At this point, Wilshire and Rich B had three pieces of information: there was going to be a major al-Qaeda attack, Almihdhar was “very high interest” in relation to this attack and Almihdhar was in the US. Given that Almihdhar was a member of a terrorist organisation dedicated to fighting the US, it could not have been hard to forecast that the attacks would be in the US.

However, there is no record of Rich B doing anything with this information, although he clearly should have briefed Black and Tenet. It is worth noting that Rich B already thought that the major attack was going to be in the US. It is also worth mentioning that he was the officer in charge of US operations in Afghanistan when bin Laden escaped from Tora Bora, and that he played a key role in the ramping up of rendition after 9/11. Rich B is also said to be the son of a controversial former CIA officer.

Wilshire’s performance was even worse. Not only did he not tell anyone at the FBI that Almihdhar was a likely participant in a forthcoming major attack inside the US, he even helped Corsi in her attempts to restrict the resources the FBI could use to look for Almihdhar.

Conclusion

Presumably, the other CIA officers who had walk-on parts in the withholding of the information from the FBI did believe that the information was being withheld for some purpose other than allowing attacks against the US, such as to penetrate al-Qaeda networks in the US without interference from the bureau. However, given that Wilshire stated that he thought Almihdhar was “very high interest” in connection with the forthcoming attacks, he cannot have thought a presumed “black” operation monitoring the hijackers in the US was solely aimed at following Almihdhar to uncover al-Qaeda networks in the US and had no connection to the attacks. It is also highly likely that Rich B was aware of Almihdhar’s link to a forthcoming attack in the US.
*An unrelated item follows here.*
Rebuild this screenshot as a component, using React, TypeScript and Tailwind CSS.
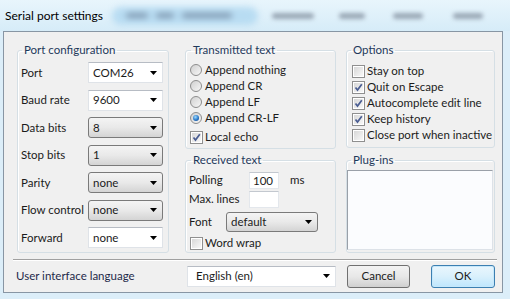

Finally, it should be pointed out that the hijackers’ operational security was poor. For example, members of the four different teams lived together, including with Almihdhar and Alhazmi, and the two men repeatedly telephoned bin Laden’s operations centre in Yemen, which was under surveillance by the NSA and CIA. It would not have been at all difficult for the “black” team monitoring Almihdhar and Alhazmi to discover the other hijackers, their flight training and their ticket purchases shortly before 9/11. Yet there is no known attempt by this team to disrupt the plot.

Alec Station had ample information that could have been used to stop the plot, but prevented the FBI from acting on this information. In addition, it took no known actions to stop the plot itself. The conclusion that it wanted the attacks to go ahead seems inescapable.

3 Comments »

  1. I think it’s important to note that the bizarre conduct spanned two Presidential administrations. Thus, the Clinton vs. Bush arguments are too simplistic. We also have two key high level officials who were in place during both administrations (Tenet and Clarke). In addition Freeh was the FBI Director until June 2001.
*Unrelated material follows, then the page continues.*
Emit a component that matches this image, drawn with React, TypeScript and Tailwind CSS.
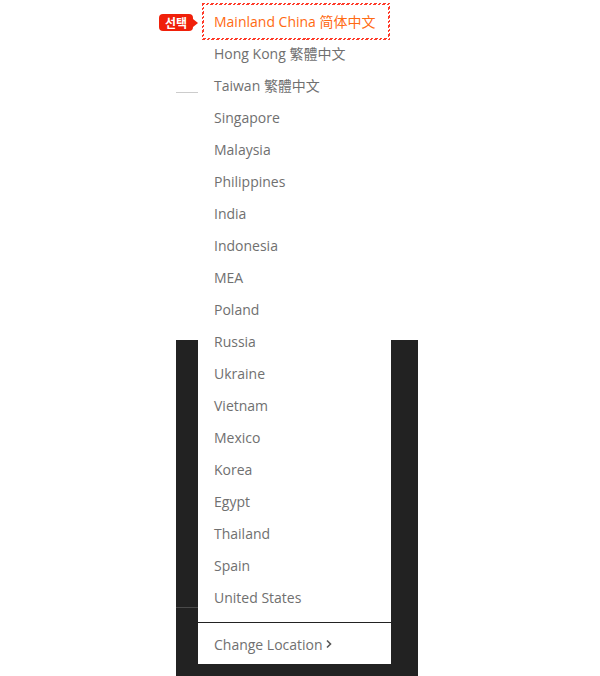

    The protection initially took place months before the Cole attack so that probably rules out the CYA motive for withholding intel from the Cole investigators. If CYA (for the embassy bombings or the Cole attack) was a CIA concern I would think they simply would have killed al-Hazmi and al-Mihdhar. It’s difficult to believe the CIA would have risked another terrorist attack because they feared being accused of obstruction by the FBI. If fear of criminal prosecution was the motive then why wouldn’t they be twice as concerned if another attack happened due to withholding of intel?
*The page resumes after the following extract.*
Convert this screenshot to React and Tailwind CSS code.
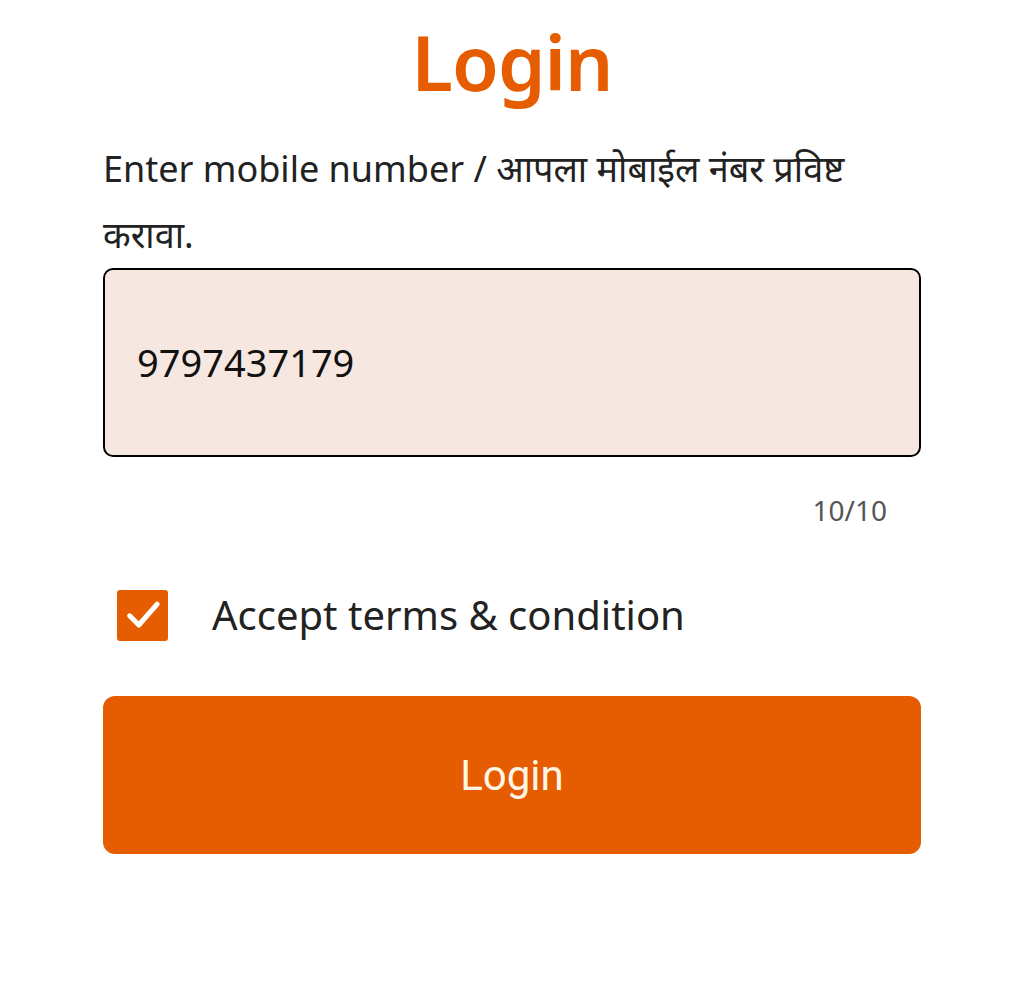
export default function App() {
  return (
    <div className="min-h-[986px] w-full bg-white font-['Noto_Sans',sans-serif]">
      <div className="mx-auto w-[818px] pt-[12px]">
        <h1 className="text-center text-[76px] font-semibold leading-[100px] tracking-[-1px] text-[#e65c00]">Login</h1>

        <p className="mt-[24px] w-[770px] text-[36px] leading-[66px] text-[#222]">
          Enter mobile number / आपला मोबाईल नंबर प्रविष्ट करावा.
        </p>

        <div className="mt-0 flex h-[189px] items-center rounded-[10px] border-2 border-black bg-[#f6e8e0] px-[32px]">
          <span className="text-[38px] text-[#111]">9797437179</span>
        </div>

        <div className="mt-[34px] pr-[34px] text-right text-[28px] leading-[38px] text-[#555]">10/10</div>

        <label className="mt-[60px] flex items-center gap-[44px] pl-[14px]">
          <span className="flex h-[51px] w-[51px] items-center justify-center rounded-[3px] bg-[#e65c00]">
            <svg width="40" height="40" viewBox="0 0 24 24" fill="none" stroke="white" strokeWidth="3" strokeLinecap="round" strokeLinejoin="round">
              <path d="M4 12.5l5.5 5.5L20.5 5.5" />
            </svg>
          </span>
          <span className="text-[40px] leading-[52px] text-[#222]">Accept terms &amp; condition</span>
        </label>

        <button className="mt-[55px] flex h-[158px] w-full items-center justify-center rounded-[12px] bg-[#e65c00] font-['Roboto',sans-serif] text-[42px] text-[#fff6e6]">
          Login
        </button>
      </div>
    </div>
  )
}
    IMO it is strange that we know so much about the high level Alec Station withholding. If Wilshire and Rich B. were withholding the intel to facilitate 9/11 then why weren’t they more careful about concealing this conduct? How did they know they wouldn’t be scapegoated for 9/11? Why would Wilshire put his concerns in an email? A paper trail is astonishing.

    Who did the surveillance? Illegal or not, it seems extremely likely that somebody monitored the al Qaeda operatives.

    Why should the public assume the CIA acted in good faith? The public record suggests they did not.

    (These are the questions that come to mind in reading your article. Maybe one day somebody in the US government will answer them)

    Comment by Mike — November 4, 2008 @ 5:50 pm | Reply

  2. Agree regarding the Cole, it can’t be the only motive for protecting the two of them. Almihdhar entered Saudi and a number of other countries after the Cole and could have been detained on these occasions. CYA for the Cole does not explain why the presumed illegal surveillance in the US would have failed to prevent the attacks.

    Paper trail: presumably either (a) Wilshire knew something bad was going to happen and wanted to build up brownie points for when the IG came calling; or (b) thought something bad might happen and wanted to build up brownie points just in case. When I look at some of the correspondence, it has the quality of “creating a virtual reality” (meaning it does not fully reflect the situation, it was drafted with a view to being read later by the IG, who would then obtain a false understanding of the situation). This stands out particularly in the case of, for example, the e-mails that led to the passage of the two photos to Islamabad for the source to identify – there is just no way that CIA officers could have looked at photos of Almihdhar and bin Attash and thought they were the same person.

    Comment by kevinfenton — November 5, 2008 @ 2:44 am | Reply

  3. Something in this post or its comments is causing the entire sidebar to display in italics. I will fix it when I get back to the US. For now, try not to use italics in your posts. Looks funny….

    Edit: It’s not this post, it’s something else.